Okay, what's the big deal?
She's 17 ... five months pregnant ... and going to marry the father.
So, life isn't much different for an uptight, rigid-thinking, right-wing Bible-thumpin' Repub. And whatever happened to abstinence? Apparently both mother and daughter have been unable to practice this essential tenant of GOP social strategy.
Life is filled with millions of choices and decisions, few of which are clean and easy. Hats off to them for standing with their daughter - see Juno.
Anyway, hope everyone can leave Bristol alone ... and let's hope the Repubs don't use this "hockey mom" and her family to obscure how they stand on the issues, and hopefully the Dems won't lose sight of the real craziness of right-wing thinkers like Palin.
But let's cut to a chase here.
I have been pro-choice for years, and I hope that Bristol was given a choice, or will the Repubs use her to prove their point? The religious right, as the TV grandchild of backwoods fundamentalism, has to have the better idea, trading in success stories and "before-and-after" conversion melodrama.

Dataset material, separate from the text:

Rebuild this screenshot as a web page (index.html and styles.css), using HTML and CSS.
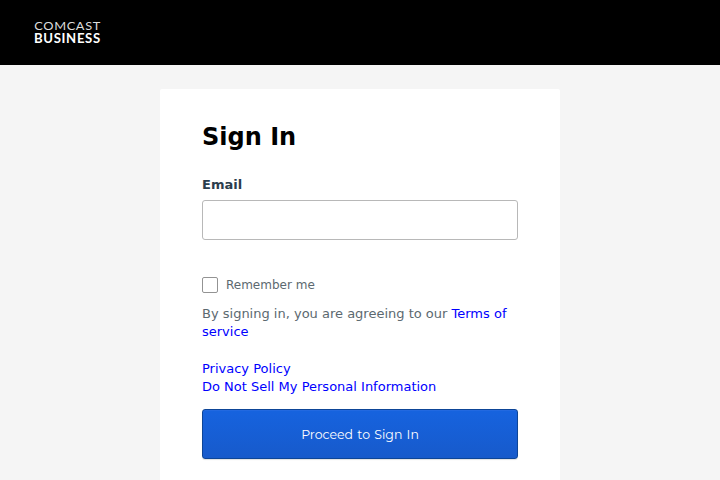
FILE: index.html
```html
<!DOCTYPE html>
<html lang="en">
<head>
<meta charset="utf-8">
<title>Sign In</title>
<link rel="stylesheet" href="styles.css">
</head>
<body>
<header class="header">
  <svg class="logo" width="68" height="25" viewBox="0 0 68 25" role="img" aria-label="Comcast Business">
    <text class="logo-top" x="0.3" y="10.4" textLength="66.6" lengthAdjust="spacingAndGlyphs">COMCAST</text>
    <text class="logo-bottom" x="0" y="22.5" textLength="66.8" lengthAdjust="spacingAndGlyphs">BUSINESS</text>
  </svg>
</header>
<main class="card">
  <h1 class="title">Sign In</h1>
  <form class="form">
    <label class="label" for="email">Email</label>
    <input class="input" id="email" type="text">
    <label class="remember"><input class="checkbox" type="checkbox"><span>Remember me</span></label>
    <p class="terms">By signing in, you are agreeing to our <a href="#">Terms of service</a></p>
    <div class="links"><a href="#">Privacy Policy</a><a href="#">Do Not Sell My Personal Information</a></div>
    <button class="submit" type="button">Proceed to Sign In</button>
  </form>
</main>
</body>
</html>
```

FILE: styles.css
```css
* { box-sizing: border-box; }
html { overflow: hidden; }
body { margin: 0; height: 480px; overflow: hidden; background: #f5f5f5; font-family: "DejaVu Sans", sans-serif; font-size: 13px; line-height: 18px; color: #5c6970; }
.header { height: 65px; background: #000; padding: 20px 34px; }
.logo { display: block; overflow: visible; fill: #fff; font-family: Lato, sans-serif; font-size: 12.3px; letter-spacing: .6px; }
.logo-top { font-weight: 400; fill: #ddd; }
.logo-bottom { font-weight: 700; }
.card { width: 400px; height: 391px; margin: 24px auto 0; padding: 32px 42px 0; background: #fff; border-radius: 2px 2px 0 0; }
.title { margin: 0; font-size: 24px; line-height: 32px; font-weight: 700; color: #000; }
.form { display: flex; flex-direction: column; margin-top: 23px; }
.label { font-weight: 700; color: #2b3d4d; }
.input { height: 40px; margin: 6px 0 0; border: 1px solid #b8b8b8; border-radius: 3px; background: #fff; }
.remember { display: flex; align-items: center; gap: 8px; height: 18px; margin-top: 36px; font-size: 12px; }
.checkbox { appearance: none; width: 16px; height: 16px; margin: 0; border: 1px solid #939393; border-radius: 2px; background: #fff; }
.terms { margin: 11px 0 0; }
a { color: #00f; text-decoration: none; }
.links { display: flex; flex-direction: column; align-items: flex-start; margin-top: 19px; }
.submit { height: 50px; margin: 13px 0 0; padding: 0; border: 1px solid #0d4597; border-radius: 3px; background: linear-gradient(#1663df, #175acb); box-shadow: inset 0 1px #2269e0, 0 1px 1px rgba(0, 0, 0, .12); color: #fff; font-family: Montserrat, "DejaVu Sans", sans-serif; font-size: 12.5px; word-spacing: 1px; font-weight: 400; }
```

The simple reality: life bears no resemblance to the the kind of life promised by silver-tongued preachers, but the pressure within their ranks is incredible, so that folks begin to act as if it were all true, encouraging one another, and warning one another to prevent defections - a lockstep religion, in other words, hyper-fearful of freedom.
For millions of families, without the resources of care, an unwanted pregnancy is a disaster and abortion, always a tragedy, is the only way out for many. Palin's daughter will be surrounded with all the care needed and then some. But such is not the case for so many living in poverty-inducing Bush policies.
I'm not a dreamer, and because I believe fervently in God, I know God works in and through the hardships of life, including those decisions to end a pregnancy.
In an ideal world, out-of-wedlock pregnancy wouldn't occur, but in our world, it does, and thus it's important that we maintain the right of the mother to make decisions. A democracy can do no other.
There are those, of course, who would dismantle our democracy and replace it with a theocracy, a system harsh and unyielding, subject to the interpretation of folks like James Dobson and the now deceased D. James Kennedy, men who are right at home with religious fanatics who think beheading is a good thing (see Chris Hedges, American Fascists).
The Christian Right, armed with the Bible, the gun and in bed with the neo-cons, are a clear and present danger to the well-being of the Republic. In the twi-light years of the Bush disaster, their influence has wained, but there are millions of unthinking Americans who have linked their faith with this kind of religion. Full of easy answers and spiritual assurance, this kind of religion is attractive and binds its adherents into an unthinking group.
Palin's Bible Church is a part of this dangerous movement.
My greatest fear: this young girl will be put on a stage to give her testimony. Wait and see. I hope not, but in a time when the fundamentalist world needs a celebrity, she could well be the one they've been praying for.